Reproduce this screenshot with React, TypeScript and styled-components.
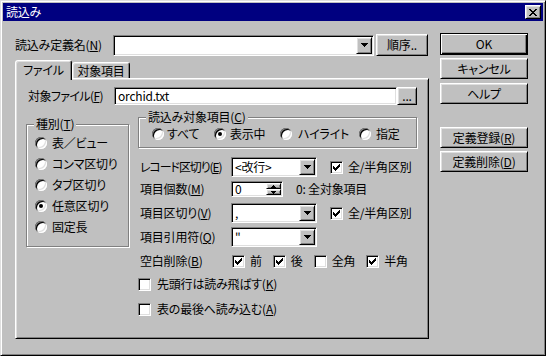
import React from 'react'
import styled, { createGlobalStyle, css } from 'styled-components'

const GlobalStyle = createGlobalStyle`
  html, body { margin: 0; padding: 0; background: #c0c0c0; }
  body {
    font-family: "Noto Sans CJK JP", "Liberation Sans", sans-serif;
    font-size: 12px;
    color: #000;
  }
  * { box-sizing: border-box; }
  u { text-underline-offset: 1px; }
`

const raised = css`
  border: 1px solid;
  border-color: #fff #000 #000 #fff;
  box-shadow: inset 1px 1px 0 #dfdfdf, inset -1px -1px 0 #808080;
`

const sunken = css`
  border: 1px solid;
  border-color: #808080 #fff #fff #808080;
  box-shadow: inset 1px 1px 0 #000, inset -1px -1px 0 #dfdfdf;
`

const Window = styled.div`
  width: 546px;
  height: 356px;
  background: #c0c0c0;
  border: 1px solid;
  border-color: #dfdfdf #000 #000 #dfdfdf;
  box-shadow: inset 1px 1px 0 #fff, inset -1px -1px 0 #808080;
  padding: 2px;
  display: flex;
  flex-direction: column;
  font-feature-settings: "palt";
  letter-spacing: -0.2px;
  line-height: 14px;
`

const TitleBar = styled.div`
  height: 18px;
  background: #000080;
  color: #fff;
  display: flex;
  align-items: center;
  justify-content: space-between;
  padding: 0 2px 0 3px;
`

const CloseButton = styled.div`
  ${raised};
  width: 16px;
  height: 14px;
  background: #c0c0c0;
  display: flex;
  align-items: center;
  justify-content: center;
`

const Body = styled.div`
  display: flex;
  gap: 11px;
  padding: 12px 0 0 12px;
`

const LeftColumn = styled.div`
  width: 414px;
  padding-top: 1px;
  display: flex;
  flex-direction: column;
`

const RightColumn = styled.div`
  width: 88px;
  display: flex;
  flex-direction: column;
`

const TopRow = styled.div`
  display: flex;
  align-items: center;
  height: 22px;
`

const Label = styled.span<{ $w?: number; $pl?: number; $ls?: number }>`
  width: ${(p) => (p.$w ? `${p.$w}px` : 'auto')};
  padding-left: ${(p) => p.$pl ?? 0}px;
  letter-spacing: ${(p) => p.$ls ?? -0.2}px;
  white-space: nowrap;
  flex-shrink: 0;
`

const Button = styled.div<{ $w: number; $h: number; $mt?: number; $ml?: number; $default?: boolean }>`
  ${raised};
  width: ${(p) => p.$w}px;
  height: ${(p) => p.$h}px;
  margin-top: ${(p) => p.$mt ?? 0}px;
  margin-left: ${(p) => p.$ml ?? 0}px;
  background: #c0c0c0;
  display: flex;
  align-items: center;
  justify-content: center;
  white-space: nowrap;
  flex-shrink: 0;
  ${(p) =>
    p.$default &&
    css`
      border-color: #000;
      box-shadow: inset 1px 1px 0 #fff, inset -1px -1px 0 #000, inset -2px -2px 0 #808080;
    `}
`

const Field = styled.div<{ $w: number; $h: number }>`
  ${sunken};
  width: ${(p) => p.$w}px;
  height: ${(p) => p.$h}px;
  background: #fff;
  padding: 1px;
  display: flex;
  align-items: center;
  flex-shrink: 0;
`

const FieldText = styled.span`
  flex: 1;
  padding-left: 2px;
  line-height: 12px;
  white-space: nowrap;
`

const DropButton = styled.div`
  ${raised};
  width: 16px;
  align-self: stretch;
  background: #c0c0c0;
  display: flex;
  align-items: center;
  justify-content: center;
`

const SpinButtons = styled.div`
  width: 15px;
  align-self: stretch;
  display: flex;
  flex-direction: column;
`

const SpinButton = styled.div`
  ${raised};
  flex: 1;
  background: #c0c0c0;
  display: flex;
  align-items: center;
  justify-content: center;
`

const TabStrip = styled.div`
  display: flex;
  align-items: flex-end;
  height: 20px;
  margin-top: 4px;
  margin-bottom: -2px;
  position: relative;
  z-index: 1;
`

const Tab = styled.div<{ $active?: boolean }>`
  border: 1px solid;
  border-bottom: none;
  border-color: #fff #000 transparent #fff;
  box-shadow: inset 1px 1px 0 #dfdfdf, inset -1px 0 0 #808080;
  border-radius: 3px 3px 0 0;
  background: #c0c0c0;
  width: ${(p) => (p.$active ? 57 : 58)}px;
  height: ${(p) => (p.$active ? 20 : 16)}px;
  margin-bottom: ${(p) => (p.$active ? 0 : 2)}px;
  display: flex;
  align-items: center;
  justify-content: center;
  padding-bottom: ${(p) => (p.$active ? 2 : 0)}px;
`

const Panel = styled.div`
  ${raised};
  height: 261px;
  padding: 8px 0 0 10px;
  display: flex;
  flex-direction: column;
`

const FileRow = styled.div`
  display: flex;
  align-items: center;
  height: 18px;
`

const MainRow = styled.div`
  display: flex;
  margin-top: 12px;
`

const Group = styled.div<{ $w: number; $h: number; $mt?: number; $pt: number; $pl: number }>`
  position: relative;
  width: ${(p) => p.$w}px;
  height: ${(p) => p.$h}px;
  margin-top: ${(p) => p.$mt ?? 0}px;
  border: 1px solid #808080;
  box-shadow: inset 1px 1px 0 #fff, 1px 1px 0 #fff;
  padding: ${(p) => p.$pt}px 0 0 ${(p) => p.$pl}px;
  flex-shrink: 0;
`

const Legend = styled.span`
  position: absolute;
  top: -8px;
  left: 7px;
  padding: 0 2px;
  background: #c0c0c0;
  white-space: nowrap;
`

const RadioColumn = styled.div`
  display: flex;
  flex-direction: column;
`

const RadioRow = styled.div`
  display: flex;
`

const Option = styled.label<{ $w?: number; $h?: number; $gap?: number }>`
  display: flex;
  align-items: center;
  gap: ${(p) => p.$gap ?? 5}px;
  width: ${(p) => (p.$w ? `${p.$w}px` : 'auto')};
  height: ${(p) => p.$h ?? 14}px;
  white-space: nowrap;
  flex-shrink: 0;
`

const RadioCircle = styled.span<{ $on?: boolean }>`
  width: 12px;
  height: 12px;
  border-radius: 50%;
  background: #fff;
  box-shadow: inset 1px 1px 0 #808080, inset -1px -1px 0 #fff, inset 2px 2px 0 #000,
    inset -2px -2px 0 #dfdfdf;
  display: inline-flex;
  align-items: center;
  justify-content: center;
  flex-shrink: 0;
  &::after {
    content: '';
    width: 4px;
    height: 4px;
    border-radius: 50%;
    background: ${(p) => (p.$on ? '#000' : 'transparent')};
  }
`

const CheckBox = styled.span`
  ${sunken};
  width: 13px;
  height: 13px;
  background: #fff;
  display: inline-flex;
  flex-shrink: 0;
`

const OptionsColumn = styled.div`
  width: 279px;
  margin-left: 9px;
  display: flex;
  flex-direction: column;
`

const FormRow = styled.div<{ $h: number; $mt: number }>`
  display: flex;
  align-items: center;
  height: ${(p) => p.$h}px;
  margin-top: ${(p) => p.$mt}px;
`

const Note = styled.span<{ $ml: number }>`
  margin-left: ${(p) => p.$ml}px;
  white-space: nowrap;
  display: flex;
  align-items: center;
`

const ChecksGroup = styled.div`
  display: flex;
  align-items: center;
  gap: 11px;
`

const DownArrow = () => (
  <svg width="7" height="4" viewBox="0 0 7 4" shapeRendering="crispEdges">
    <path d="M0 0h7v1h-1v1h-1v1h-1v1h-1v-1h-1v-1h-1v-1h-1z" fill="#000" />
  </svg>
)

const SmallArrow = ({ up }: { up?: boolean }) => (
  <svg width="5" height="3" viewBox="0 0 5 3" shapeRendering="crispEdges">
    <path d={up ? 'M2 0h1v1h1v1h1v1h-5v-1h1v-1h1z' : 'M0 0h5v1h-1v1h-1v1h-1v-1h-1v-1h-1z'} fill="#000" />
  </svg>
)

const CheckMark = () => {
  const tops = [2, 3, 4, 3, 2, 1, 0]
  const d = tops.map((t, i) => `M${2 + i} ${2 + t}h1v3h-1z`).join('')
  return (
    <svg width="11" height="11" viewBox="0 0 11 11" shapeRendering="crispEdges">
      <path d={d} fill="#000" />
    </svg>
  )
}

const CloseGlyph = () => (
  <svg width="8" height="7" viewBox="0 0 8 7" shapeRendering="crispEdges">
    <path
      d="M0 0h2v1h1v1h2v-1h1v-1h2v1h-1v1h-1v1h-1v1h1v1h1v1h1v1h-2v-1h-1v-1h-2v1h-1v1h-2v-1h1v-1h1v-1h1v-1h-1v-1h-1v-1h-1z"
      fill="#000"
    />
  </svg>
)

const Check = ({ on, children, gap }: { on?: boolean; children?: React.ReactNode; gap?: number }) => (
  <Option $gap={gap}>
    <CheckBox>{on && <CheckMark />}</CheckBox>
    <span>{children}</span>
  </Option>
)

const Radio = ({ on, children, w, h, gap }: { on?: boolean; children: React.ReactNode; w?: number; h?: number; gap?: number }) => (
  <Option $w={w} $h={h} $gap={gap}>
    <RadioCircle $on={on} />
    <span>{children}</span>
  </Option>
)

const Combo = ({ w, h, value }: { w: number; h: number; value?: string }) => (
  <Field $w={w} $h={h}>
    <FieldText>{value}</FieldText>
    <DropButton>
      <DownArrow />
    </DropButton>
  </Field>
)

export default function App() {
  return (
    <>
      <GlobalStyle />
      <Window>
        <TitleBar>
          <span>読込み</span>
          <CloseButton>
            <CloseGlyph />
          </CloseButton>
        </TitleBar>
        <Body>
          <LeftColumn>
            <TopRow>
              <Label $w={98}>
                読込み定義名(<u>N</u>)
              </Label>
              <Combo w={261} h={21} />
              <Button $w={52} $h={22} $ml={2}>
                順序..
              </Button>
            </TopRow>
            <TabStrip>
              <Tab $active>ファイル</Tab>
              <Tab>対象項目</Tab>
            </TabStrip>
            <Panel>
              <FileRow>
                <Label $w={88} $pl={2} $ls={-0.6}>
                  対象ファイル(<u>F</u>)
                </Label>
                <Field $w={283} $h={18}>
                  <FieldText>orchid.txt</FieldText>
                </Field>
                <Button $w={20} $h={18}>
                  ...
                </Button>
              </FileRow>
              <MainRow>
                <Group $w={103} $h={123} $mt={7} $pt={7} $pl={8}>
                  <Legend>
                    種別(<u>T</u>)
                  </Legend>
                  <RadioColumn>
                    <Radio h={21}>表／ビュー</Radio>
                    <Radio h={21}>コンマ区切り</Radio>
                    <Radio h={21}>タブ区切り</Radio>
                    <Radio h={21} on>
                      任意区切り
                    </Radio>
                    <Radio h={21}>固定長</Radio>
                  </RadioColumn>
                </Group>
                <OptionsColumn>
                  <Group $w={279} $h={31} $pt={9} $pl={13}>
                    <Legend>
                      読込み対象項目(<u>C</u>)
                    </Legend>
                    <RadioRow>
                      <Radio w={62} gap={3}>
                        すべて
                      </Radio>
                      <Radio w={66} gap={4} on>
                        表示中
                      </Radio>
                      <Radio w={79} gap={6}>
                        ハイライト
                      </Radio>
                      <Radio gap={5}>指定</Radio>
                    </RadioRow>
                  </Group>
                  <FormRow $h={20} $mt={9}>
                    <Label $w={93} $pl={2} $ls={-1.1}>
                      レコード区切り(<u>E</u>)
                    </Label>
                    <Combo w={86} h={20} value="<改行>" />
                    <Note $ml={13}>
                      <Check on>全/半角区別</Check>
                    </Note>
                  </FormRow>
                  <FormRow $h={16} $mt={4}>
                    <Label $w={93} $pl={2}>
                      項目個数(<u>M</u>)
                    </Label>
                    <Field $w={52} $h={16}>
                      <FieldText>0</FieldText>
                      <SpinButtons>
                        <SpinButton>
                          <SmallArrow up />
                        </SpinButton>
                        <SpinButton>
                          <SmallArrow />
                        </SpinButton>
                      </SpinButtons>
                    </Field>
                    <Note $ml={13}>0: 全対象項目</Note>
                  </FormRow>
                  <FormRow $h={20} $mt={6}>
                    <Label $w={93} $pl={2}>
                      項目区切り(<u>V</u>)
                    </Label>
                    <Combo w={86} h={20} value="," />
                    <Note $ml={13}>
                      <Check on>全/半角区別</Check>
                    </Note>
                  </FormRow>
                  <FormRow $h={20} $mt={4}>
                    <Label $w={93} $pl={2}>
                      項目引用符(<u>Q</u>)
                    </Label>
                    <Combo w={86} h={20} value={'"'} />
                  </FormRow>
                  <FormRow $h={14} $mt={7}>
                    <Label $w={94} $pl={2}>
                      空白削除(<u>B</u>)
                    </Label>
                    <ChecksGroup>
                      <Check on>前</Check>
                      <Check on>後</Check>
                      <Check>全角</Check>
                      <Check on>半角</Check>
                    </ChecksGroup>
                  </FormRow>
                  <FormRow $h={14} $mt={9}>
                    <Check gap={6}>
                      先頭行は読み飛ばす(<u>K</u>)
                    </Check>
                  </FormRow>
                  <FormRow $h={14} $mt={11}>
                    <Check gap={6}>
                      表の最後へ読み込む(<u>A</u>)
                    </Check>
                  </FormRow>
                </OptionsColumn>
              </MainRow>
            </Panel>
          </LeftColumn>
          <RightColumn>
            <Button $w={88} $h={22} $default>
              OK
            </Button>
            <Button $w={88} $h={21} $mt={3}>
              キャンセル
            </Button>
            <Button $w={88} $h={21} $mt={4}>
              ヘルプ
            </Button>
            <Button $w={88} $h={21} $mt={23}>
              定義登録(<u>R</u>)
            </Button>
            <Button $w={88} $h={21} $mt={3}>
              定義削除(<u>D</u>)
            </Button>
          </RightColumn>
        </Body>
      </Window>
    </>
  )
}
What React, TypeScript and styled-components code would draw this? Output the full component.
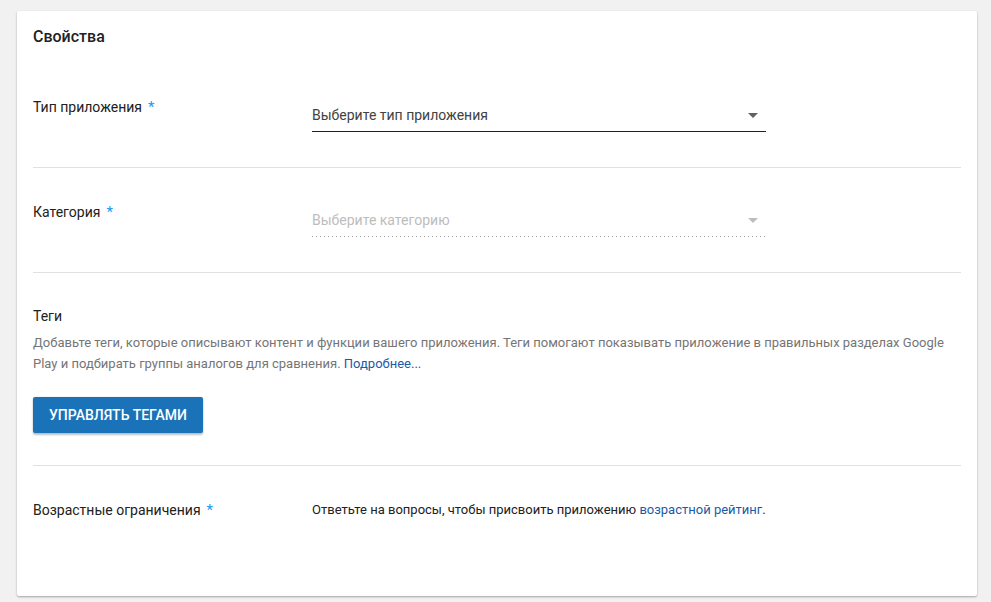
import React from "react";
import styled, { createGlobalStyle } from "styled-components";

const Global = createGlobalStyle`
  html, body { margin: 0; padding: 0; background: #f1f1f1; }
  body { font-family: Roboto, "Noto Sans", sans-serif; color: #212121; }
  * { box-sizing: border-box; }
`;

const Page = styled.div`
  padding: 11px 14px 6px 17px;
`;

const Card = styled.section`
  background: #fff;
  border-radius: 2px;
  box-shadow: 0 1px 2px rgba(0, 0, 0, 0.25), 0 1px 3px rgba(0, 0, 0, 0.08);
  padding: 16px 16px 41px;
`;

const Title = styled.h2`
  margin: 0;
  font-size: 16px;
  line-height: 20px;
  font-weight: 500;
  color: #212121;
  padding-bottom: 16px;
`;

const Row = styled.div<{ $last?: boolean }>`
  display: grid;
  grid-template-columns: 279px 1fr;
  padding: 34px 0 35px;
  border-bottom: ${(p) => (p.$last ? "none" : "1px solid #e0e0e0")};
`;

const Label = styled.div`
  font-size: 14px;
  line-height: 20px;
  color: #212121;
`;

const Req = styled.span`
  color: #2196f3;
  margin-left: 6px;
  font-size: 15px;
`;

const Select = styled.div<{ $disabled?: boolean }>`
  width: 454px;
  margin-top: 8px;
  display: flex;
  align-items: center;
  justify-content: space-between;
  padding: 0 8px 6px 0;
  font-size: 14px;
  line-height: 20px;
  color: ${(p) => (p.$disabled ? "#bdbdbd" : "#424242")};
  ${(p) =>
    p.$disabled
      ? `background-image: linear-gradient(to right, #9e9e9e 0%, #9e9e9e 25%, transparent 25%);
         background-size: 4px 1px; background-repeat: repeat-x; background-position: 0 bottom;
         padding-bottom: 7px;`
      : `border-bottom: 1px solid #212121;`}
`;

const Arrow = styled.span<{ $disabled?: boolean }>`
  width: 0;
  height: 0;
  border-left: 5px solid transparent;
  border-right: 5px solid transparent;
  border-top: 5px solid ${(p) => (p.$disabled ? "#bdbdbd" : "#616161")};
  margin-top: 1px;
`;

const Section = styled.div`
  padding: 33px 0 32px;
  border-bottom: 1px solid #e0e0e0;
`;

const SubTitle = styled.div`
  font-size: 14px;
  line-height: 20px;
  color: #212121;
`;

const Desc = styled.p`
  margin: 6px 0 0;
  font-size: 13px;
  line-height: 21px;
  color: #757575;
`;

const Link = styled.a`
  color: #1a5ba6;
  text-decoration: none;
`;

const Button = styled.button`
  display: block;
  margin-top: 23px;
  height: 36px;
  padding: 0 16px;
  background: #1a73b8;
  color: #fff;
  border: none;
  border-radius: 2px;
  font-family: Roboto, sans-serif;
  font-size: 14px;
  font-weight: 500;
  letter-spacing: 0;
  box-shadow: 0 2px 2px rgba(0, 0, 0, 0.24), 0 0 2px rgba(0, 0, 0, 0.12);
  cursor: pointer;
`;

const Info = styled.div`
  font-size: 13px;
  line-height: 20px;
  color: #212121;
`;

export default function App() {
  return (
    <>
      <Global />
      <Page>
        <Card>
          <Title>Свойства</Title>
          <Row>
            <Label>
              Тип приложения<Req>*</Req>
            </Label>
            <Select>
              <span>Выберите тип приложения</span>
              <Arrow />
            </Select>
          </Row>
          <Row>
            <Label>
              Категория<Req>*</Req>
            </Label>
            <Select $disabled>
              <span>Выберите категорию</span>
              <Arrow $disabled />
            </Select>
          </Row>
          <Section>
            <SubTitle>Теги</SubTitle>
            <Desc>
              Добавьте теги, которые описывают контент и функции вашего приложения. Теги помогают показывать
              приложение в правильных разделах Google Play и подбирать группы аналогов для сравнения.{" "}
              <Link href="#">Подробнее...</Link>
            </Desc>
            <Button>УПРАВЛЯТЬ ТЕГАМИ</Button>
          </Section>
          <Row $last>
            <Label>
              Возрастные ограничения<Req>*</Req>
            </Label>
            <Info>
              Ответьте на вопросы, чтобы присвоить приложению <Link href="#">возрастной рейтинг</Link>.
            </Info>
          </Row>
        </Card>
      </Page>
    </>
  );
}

Instruction:
Go through the entries above and pull out each line with "this" in it.

Problem solution:
Reproduce this screenshot with React, TypeScript and styled-components.
What React, TypeScript and styled-components code would draw this? Output the full component.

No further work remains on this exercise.